Raw data.
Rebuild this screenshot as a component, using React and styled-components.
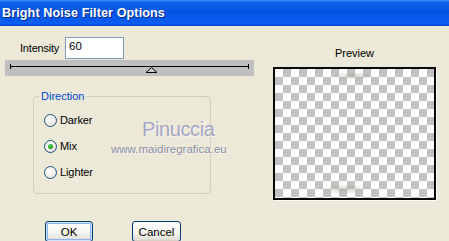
import React from "react";
import styled, { createGlobalStyle } from "styled-components";

const Global = createGlobalStyle`
  html, body { margin: 0; padding: 0; background: #ECE9D8; }
  body { font-family: "Liberation Sans", Arial, sans-serif; font-size: 11px; color: #000; }
`;

const Window = styled.div`
  position: relative;
  width: 449px;
  height: 241px;
  background: #ECE9D8;
  overflow: hidden;
  display: flex;
  flex-direction: column;
`;

const TitleBar = styled.div`
  height: 26px;
  flex: none;
  display: flex;
  align-items: center;
  padding-left: 2px;
  background: linear-gradient(180deg, #3A8CF8 0%, #0F63EC 10%, #0554E4 45%, #075BEE 80%, #0A5FF2 90%, #0044CC 100%);
  color: #fff;
  font-weight: bold;
  font-size: 12.6px;
  letter-spacing: 0.1px;
  text-shadow: 1px 1px 0 #0A2A8A;
`;

const Body = styled.div`
  display: flex;
  flex: 1;
`;

const LeftCol = styled.div`
  width: 273px;
  display: flex;
  flex-direction: column;
`;

const RightCol = styled.div`
  width: 163px;
  display: flex;
  flex-direction: column;
  align-items: center;
`;

const IntensityRow = styled.div`
  display: flex;
  align-items: center;
  margin-top: 11px;
  padding-left: 20px;
  height: 22px;
`;

const Label = styled.span`
  width: 45px;
  letter-spacing: -0.2px;
`;

const NumberInput = styled.div`
  box-sizing: border-box;
  width: 59px;
  height: 22px;
  background: #fff;
  border: 1px solid #7F9DB9;
  padding: 2px 0 0 3px;
  font-size: 11.5px;
`;

const SliderBand = styled.div`
  margin: 1px 0 0 5px;
  width: 248px;
  height: 16px;
  background: #BFBFBF;
  box-shadow: 1px 0 1px #C8C8C4;
`;

const GroupBox = styled.div`
  box-sizing: border-box;
  margin: 20px 0 0 33px;
  width: 178px;
  height: 98px;
  border: 1px solid #D0CFC0;
  border-radius: 4px;
  display: flex;
  flex-direction: column;
`;

const Legend = styled.div`
  margin: -7px 0 0 5px;
  padding: 0 2px;
  width: fit-content;
  line-height: 13px;
  background: #ECE9D8;
  color: #0046D5;
`;

const RadioList = styled.div`
  padding: 4px 0 0 10px;
  display: flex;
  flex-direction: column;
`;

const RadioRow = styled.div`
  height: 26px;
  display: flex;
  align-items: center;
  gap: 3px;
`;

const RadioCircle = styled.span`
  box-sizing: border-box;
  width: 13px;
  height: 13px;
  border-radius: 50%;
  border: 1px solid #1C5180;
  background: radial-gradient(circle at 35% 35%, #FFFFFF 0%, #F4F3EE 45%, #D8D6CB 100%);
  display: flex;
  align-items: center;
  justify-content: center;
  &::after {
    content: "";
    display: ${(p) => (p.$checked ? "block" : "none")};
    width: 5px;
    height: 5px;
    border-radius: 50%;
    background: radial-gradient(circle at 40% 40%, #5BD65B 0%, #21A121 60%, #1A8A1A 100%);
  }
`;

const RadioText = styled.span`
  letter-spacing: -0.1px;
`;

const ButtonRow = styled.div`
  display: flex;
  gap: 39px;
  margin-top: 27px;
  padding-left: 45px;
`;

const Button = styled.div`
  box-sizing: border-box;
  width: ${(p) => p.$w}px;
  height: 21px;
  border: 1px solid #003C74;
  border-radius: 3px;
  background: linear-gradient(180deg, #FFFFFF 0%, #F5F5F1 55%, #E6E5DD 85%, #D7D2C6 100%);
  box-shadow: ${(p) =>
    p.$default
      ? "inset 0 0 0 1px #CEE3FC, inset 0 0 0 2px #8DB2EE"
      : "inset 0 -1px 0 #D6D0C5"};
  display: flex;
  align-items: center;
  justify-content: center;
  font-size: 11.5px;
`;

const PreviewLabel = styled.div`
  margin-top: 21px;
  line-height: 13px;
  font-size: 11px;
`;

const PreviewBox = styled.div`
  box-sizing: border-box;
  margin-top: 7px;
  width: 163px;
  height: 133px;
  border: 2px solid #0A0A0A;
  box-shadow: 1px 1px 0 #FBFBF8;
  background:
    radial-gradient(ellipse 22px 4px at 78px 7px, rgba(160,155,140,0.45), transparent),
    radial-gradient(ellipse 26px 5px at 70px 120px, rgba(160,155,140,0.45), transparent),
    repeating-conic-gradient(#C2C2C2 0 25%, #FFFFFF 0 50%) 0 0 / 16px 16px;
`;

const Watermark = styled.div`
  position: absolute;
  left: 111px;
  top: 119px;
  display: flex;
  flex-direction: column;
  pointer-events: none;
`;

const WmName = styled.span`
  margin-left: 31px;
  font-size: 20px;
  line-height: 20px;
  letter-spacing: -0.4px;
  color: #A6A6C2;
  text-shadow: 1px 1px 0 #F6F6F6;
`;

const WmUrl = styled.span`
  margin-top: 4px;
  font-size: 11.5px;
  line-height: 12px;
  color: #8E8EA2;
  text-shadow: 1px 1px 0 #F4F4F4;
`;

function Slider() {
  return (
    <SliderBand>
      <svg width="248" height="16" viewBox="0 0 248 16">
        <line x1="6" y1="6.5" x2="243" y2="6.5" stroke="#000" strokeWidth="1" />
        <line x1="5.5" y1="4" x2="5.5" y2="9" stroke="#000" strokeWidth="1" />
        <line x1="243.5" y1="4" x2="243.5" y2="9" stroke="#000" strokeWidth="1" />
        <polygon points="146.5,7.5 152,12.5 141,12.5" fill="#C8C8C8" stroke="#000" strokeWidth="1" />
      </svg>
    </SliderBand>
  );
}

const options = [
  { label: "Darker", checked: false },
  { label: "Mix", checked: true },
  { label: "Lighter", checked: false },
];

export default function App() {
  return (
    <Window>
      <Global />
      <TitleBar>Bright Noise Filter Options</TitleBar>
      <Body>
        <LeftCol>
          <IntensityRow>
            <Label>Intensity</Label>
            <NumberInput>60</NumberInput>
          </IntensityRow>
          <Slider />
          <GroupBox>
            <Legend>Direction</Legend>
            <RadioList>
              {options.map((o) => (
                <RadioRow key={o.label}>
                  <RadioCircle $checked={o.checked} />
                  <RadioText>{o.label}</RadioText>
                </RadioRow>
              ))}
            </RadioList>
          </GroupBox>
          <ButtonRow>
            <Button $w={48} $default>OK</Button>
            <Button $w={49}>Cancel</Button>
          </ButtonRow>
        </LeftCol>
        <RightCol>
          <PreviewLabel>Preview</PreviewLabel>
          <PreviewBox />
        </RightCol>
      </Body>
      <Watermark>
        <WmName>Pinuccia</WmName>
        <WmUrl>www.maidiregrafica.eu</WmUrl>
      </Watermark>
    </Window>
  );
}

What is needed.
Tally up the lines holding the string "components" in this listing, and report the total alone.

The answer.
2